EPRI doesn’t have a GIS team that services the organization, relying instead on spatial data from NREL and contractors for input into their modeling of technology cost/benefit analysis. The company focuses on the technology, and then gives the tools to utility companies to use. Those tools are predominantly reports, findings of research projects (see Figure 5), and occasionally software tools. Sometimes they commercialize and test or license technologies, or identify methods and best practices for applying technology. In the research process, EPRI looks at what resource is available and where it would be most effective to harness. Ellen Petrill suggests, “That’s why geothermal is another exciting possibility. If technology advancement allows for access, it’s a consistent, sustainable source of power. It’s almost like free energy.” Reducing exploration costs with GIS tools will be very helpful.

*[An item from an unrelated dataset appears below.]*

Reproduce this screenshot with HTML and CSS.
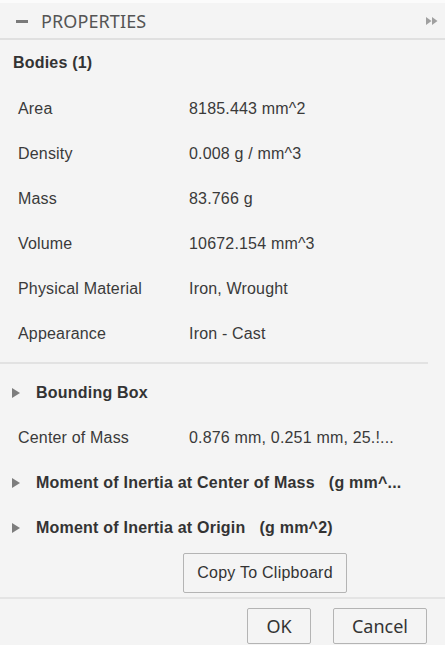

Consumer use of RE relies heavily on cost/benefit. Research, technology development and increasingly more accurate data are driving the future of renewable energy growth by identifying greater efficiencies and by educating decision makers. In parallel, the increasing cost of traditional energy sources will continue to drive the demand for research into sustainable and renewable sources of power. For the moment, development is not moving at the same speed as growth in consumption. Technologies such as wind and solar PV are critical bridges to the next big discovery of a fuel source that will sustain our energy demands.
Ted Rose of Nexgen Energy asserts, “We don’t have enough time to make the changes in clean energy technology that the market demands. This is a step in the necessary direction.” To avoid forced major lifestyle changes, research by organizations such as NREL and EPRI is essential to “keep electricity affordable and environmentally sustainable. It’s going to take a lot of innovation to make that happen,” says Ellen Petrill.